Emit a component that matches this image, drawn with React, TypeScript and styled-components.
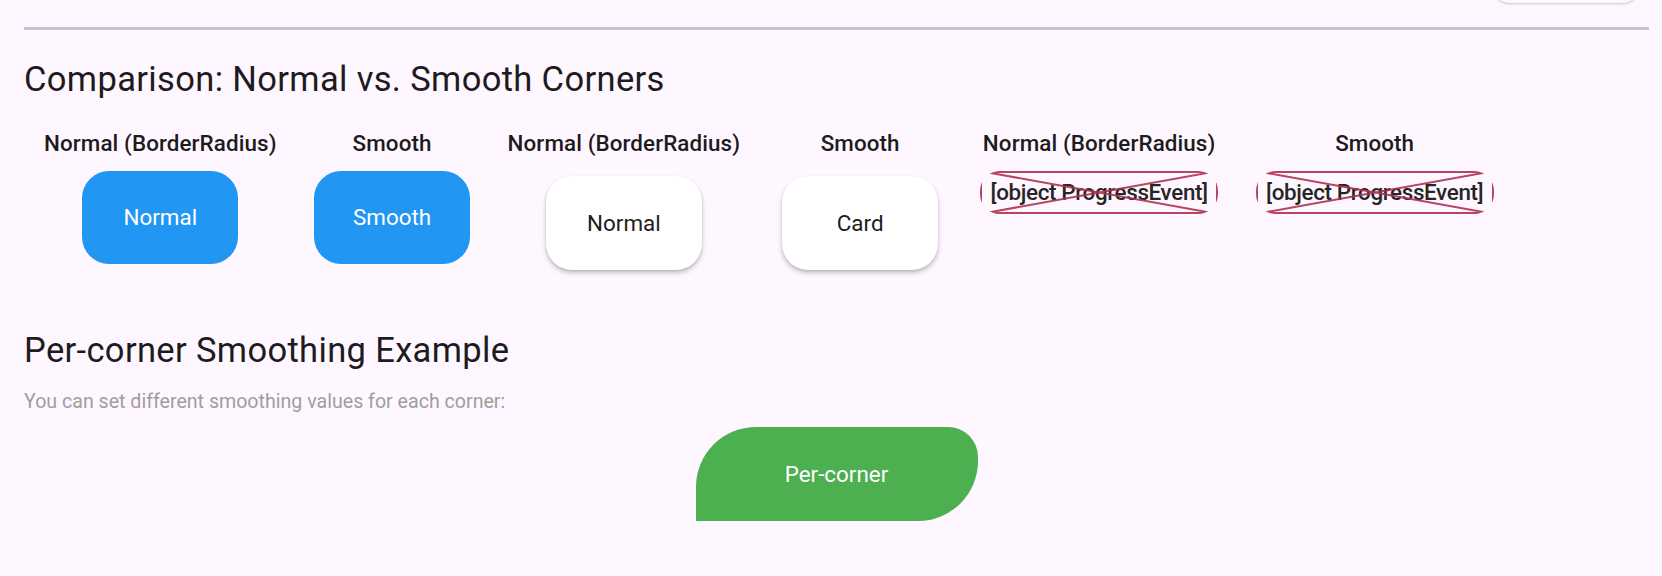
import React from "react";
import styled, { createGlobalStyle } from "styled-components";

const GlobalStyle = createGlobalStyle`
  html, body {
    margin: 0;
    padding: 0;
    background: #fef7ff;
  }
  body {
    font-family: Roboto, "Noto Sans", "Liberation Sans", sans-serif;
    color: #1d1b20;
  }
`;

type Sample = {
  label: string;
  kind: "blue" | "card" | "error";
  text: string;
};

const SAMPLES: Sample[] = [
  { label: "Normal (BorderRadius)", kind: "blue", text: "Normal" },
  { label: "Smooth", kind: "blue", text: "Smooth" },
  { label: "Normal (BorderRadius)", kind: "card", text: "Normal" },
  { label: "Smooth", kind: "card", text: "Card" },
  { label: "Normal (BorderRadius)", kind: "error", text: "[object ProgressEvent]" },
  { label: "Smooth", kind: "error", text: "[object ProgressEvent]" },
];

// the broken image placeholder: outline + cross, clipped by the rounded box
const BrokenImage = ({ text }: { text: string }) => {
  return (
    <ErrorBox>
      <ErrorText>{text}</ErrorText>
      <ErrorLines viewBox="0 0 238 43" preserveAspectRatio="none">
        <rect x="1" y="1" width="236" height="41" fill="none" />
        <line x1="0" y1="0" x2="238" y2="43" />
        <line x1="238" y1="0" x2="0" y2="43" />
      </ErrorLines>
    </ErrorBox>
  );
};

const App: React.FC = () => {
  return (
    <>
      <GlobalStyle />
      <Page>
        <TopBar>
          <GhostButton />
        </TopBar>
        <Divider />
        <Heading>Comparison: Normal vs. Smooth Corners</Heading>
        <ComparisonRow>
          {SAMPLES.map((s, i) => (
            <SampleColumn key={i}>
              <SampleLabel>{s.label}</SampleLabel>
              {s.kind === "blue" && <BlueBox>{s.text}</BlueBox>}
              {s.kind === "card" && <CardBox>{s.text}</CardBox>}
              {s.kind === "error" && <BrokenImage text={s.text} />}
            </SampleColumn>
          ))}
        </ComparisonRow>
        <Heading $top={54}>Per-corner Smoothing Example</Heading>
        <Caption>You can set different smoothing values for each corner:</Caption>
        <Center>
          <GreenBox>Per-corner</GreenBox>
        </Center>
      </Page>
    </>
  );
};

export default App;

const Page = styled.div`
  height: 576px;
  overflow: hidden;
  padding: 0 13px 0 24px;
  box-sizing: border-box;
`;

const TopBar = styled.div`
  display: flex;
  justify-content: flex-end;
  margin-top: -36px;
  padding-right: 7px;
`;

const GhostButton = styled.div`
  width: 152px;
  height: 40px;
  box-sizing: border-box;
  border: 1px solid #d9d3dc;
  border-radius: 20px;
  background: #fdf8fd;
  box-shadow: 0 1px 2px rgba(0, 0, 0, 0.08);
`;

const Divider = styled.div`
  height: 3px;
  margin-top: 23px;
  background: #cac4d0;
`;

const Heading = styled.h2<{ $top?: number }>`
  margin: ${({ $top }) => $top ?? 29}px 0 0;
  font-size: 34.5px;
  line-height: 40px;
  font-weight: 400;
  letter-spacing: 0.35px;
  color: #1d1b20;
`;

const ComparisonRow = styled.div`
  display: flex;
  align-items: flex-start;
  gap: 37.5px;
  margin-top: 31px;
  padding-left: 20px;
`;

const SampleColumn = styled.div`
  display: flex;
  flex-direction: column;
  align-items: center;
  gap: 13.5px;
`;

const SampleLabel = styled.div`
  font-size: 22.4px;
  line-height: 27px;
  font-weight: 500;
  letter-spacing: 0.1px;
  color: #1d1b20;
  white-space: nowrap;
`;

const BlueBox = styled.div`
  width: 156px;
  height: 93px;
  border-radius: 27px;
  background: #2196f3;
  color: #ffffff;
  display: flex;
  align-items: center;
  justify-content: center;
  font-size: 22.4px;
`;

const CardBox = styled.div`
  width: 156px;
  height: 94px;
  margin: 5.6px 4.5px;
  border-radius: 26px;
  background: #ffffff;
  color: #1d1b20;
  display: flex;
  align-items: center;
  justify-content: center;
  font-size: 22.4px;
  box-shadow: 0 3px 5px rgba(0, 0, 0, 0.22), 0 1px 2px rgba(0, 0, 0, 0.1);
`;

const ErrorBox = styled.div`
  position: relative;
  width: 238px;
  height: 43px;
  border-radius: 20px;
  overflow: hidden;
  display: flex;
  align-items: center;
  justify-content: center;
`;

const ErrorText = styled.span`
  font-size: 22.4px;
  line-height: 27px;
  font-weight: 500;
  letter-spacing: -0.35px;
  color: #262626;
  white-space: nowrap;
`;

const ErrorLines = styled.svg`
  position: absolute;
  inset: 0;
  width: 100%;
  height: 100%;
  stroke: #b0304f;
  stroke-width: 2;
  opacity: 0.9;
`;

const Caption = styled.p`
  margin: 20px 0 0;
  font-size: 19.6px;
  line-height: 24px;
  letter-spacing: 0;
  color: #9e9e9e;
`;

const Center = styled.div`
  display: flex;
  justify-content: center;
  margin-top: 13px;
`;

const GreenBox = styled.div`
  width: 282px;
  height: 94px;
  background: #4caf50;
  color: #ffffff;
  border-radius: 60px 30px 60px 0;
  display: flex;
  align-items: center;
  justify-content: center;
  font-size: 22.4px;
`;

**Exercise requirements**
The data above needs to be retyped exactly, with the images left out.

**Reply to the task**
Emit a component that matches this image, drawn with React, TypeScript and styled-components.
import React from "react";
import styled, { createGlobalStyle } from "styled-components";

const GlobalStyle = createGlobalStyle`
  html, body {
    margin: 0;
    padding: 0;
    background: #fef7ff;
  }
  body {
    font-family: Roboto, "Noto Sans", "Liberation Sans", sans-serif;
    color: #1d1b20;
  }
`;

type Sample = {
  label: string;
  kind: "blue" | "card" | "error";
  text: string;
};

const SAMPLES: Sample[] = [
  { label: "Normal (BorderRadius)", kind: "blue", text: "Normal" },
  { label: "Smooth", kind: "blue", text: "Smooth" },
  { label: "Normal (BorderRadius)", kind: "card", text: "Normal" },
  { label: "Smooth", kind: "card", text: "Card" },
  { label: "Normal (BorderRadius)", kind: "error", text: "[object ProgressEvent]" },
  { label: "Smooth", kind: "error", text: "[object ProgressEvent]" },
];

// the broken image placeholder: outline + cross, clipped by the rounded box
const BrokenImage = ({ text }: { text: string }) => {
  return (
    <ErrorBox>
      <ErrorText>{text}</ErrorText>
      <ErrorLines viewBox="0 0 238 43" preserveAspectRatio="none">
        <rect x="1" y="1" width="236" height="41" fill="none" />
        <line x1="0" y1="0" x2="238" y2="43" />
        <line x1="238" y1="0" x2="0" y2="43" />
      </ErrorLines>
    </ErrorBox>
  );
};

const App: React.FC = () => {
  return (
    <>
      <GlobalStyle />
      <Page>
        <TopBar>
          <GhostButton />
        </TopBar>
        <Divider />
        <Heading>Comparison: Normal vs. Smooth Corners</Heading>
        <ComparisonRow>
          {SAMPLES.map((s, i) => (
            <SampleColumn key={i}>
              <SampleLabel>{s.label}</SampleLabel>
              {s.kind === "blue" && <BlueBox>{s.text}</BlueBox>}
              {s.kind === "card" && <CardBox>{s.text}</CardBox>}
              {s.kind === "error" && <BrokenImage text={s.text} />}
            </SampleColumn>
          ))}
        </ComparisonRow>
        <Heading $top={54}>Per-corner Smoothing Example</Heading>
        <Caption>You can set different smoothing values for each corner:</Caption>
        <Center>
          <GreenBox>Per-corner</GreenBox>
        </Center>
      </Page>
    </>
  );
};

export default App;

const Page = styled.div`
  height: 576px;
  overflow: hidden;
  padding: 0 13px 0 24px;
  box-sizing: border-box;
`;

const TopBar = styled.div`
  display: flex;
  justify-content: flex-end;
  margin-top: -36px;
  padding-right: 7px;
`;

const GhostButton = styled.div`
  width: 152px;
  height: 40px;
  box-sizing: border-box;
  border: 1px solid #d9d3dc;
  border-radius: 20px;
  background: #fdf8fd;
  box-shadow: 0 1px 2px rgba(0, 0, 0, 0.08);
`;

const Divider = styled.div`
  height: 3px;
  margin-top: 23px;
  background: #cac4d0;
`;

const Heading = styled.h2<{ $top?: number }>`
  margin: ${({ $top }) => $top ?? 29}px 0 0;
  font-size: 34.5px;
  line-height: 40px;
  font-weight: 400;
  letter-spacing: 0.35px;
  color: #1d1b20;
`;

const ComparisonRow = styled.div`
  display: flex;
  align-items: flex-start;
  gap: 37.5px;
  margin-top: 31px;
  padding-left: 20px;
`;

const SampleColumn = styled.div`
  display: flex;
  flex-direction: column;
  align-items: center;
  gap: 13.5px;
`;

const SampleLabel = styled.div`
  font-size: 22.4px;
  line-height: 27px;
  font-weight: 500;
  letter-spacing: 0.1px;
  color: #1d1b20;
  white-space: nowrap;
`;

const BlueBox = styled.div`
  width: 156px;
  height: 93px;
  border-radius: 27px;
  background: #2196f3;
  color: #ffffff;
  display: flex;
  align-items: center;
  justify-content: center;
  font-size: 22.4px;
`;

const CardBox = styled.div`
  width: 156px;
  height: 94px;
  margin: 5.6px 4.5px;
  border-radius: 26px;
  background: #ffffff;
  color: #1d1b20;
  display: flex;
  align-items: center;
  justify-content: center;
  font-size: 22.4px;
  box-shadow: 0 3px 5px rgba(0, 0, 0, 0.22), 0 1px 2px rgba(0, 0, 0, 0.1);
`;

const ErrorBox = styled.div`
  position: relative;
  width: 238px;
  height: 43px;
  border-radius: 20px;
  overflow: hidden;
  display: flex;
  align-items: center;
  justify-content: center;
`;

const ErrorText = styled.span`
  font-size: 22.4px;
  line-height: 27px;
  font-weight: 500;
  letter-spacing: -0.35px;
  color: #262626;
  white-space: nowrap;
`;

const ErrorLines = styled.svg`
  position: absolute;
  inset: 0;
  width: 100%;
  height: 100%;
  stroke: #b0304f;
  stroke-width: 2;
  opacity: 0.9;
`;

const Caption = styled.p`
  margin: 20px 0 0;
  font-size: 19.6px;
  line-height: 24px;
  letter-spacing: 0;
  color: #9e9e9e;
`;

const Center = styled.div`
  display: flex;
  justify-content: center;
  margin-top: 13px;
`;

const GreenBox = styled.div`
  width: 282px;
  height: 94px;
  background: #4caf50;
  color: #ffffff;
  border-radius: 60px 30px 60px 0;
  display: flex;
  align-items: center;
  justify-content: center;
  font-size: 22.4px;
`;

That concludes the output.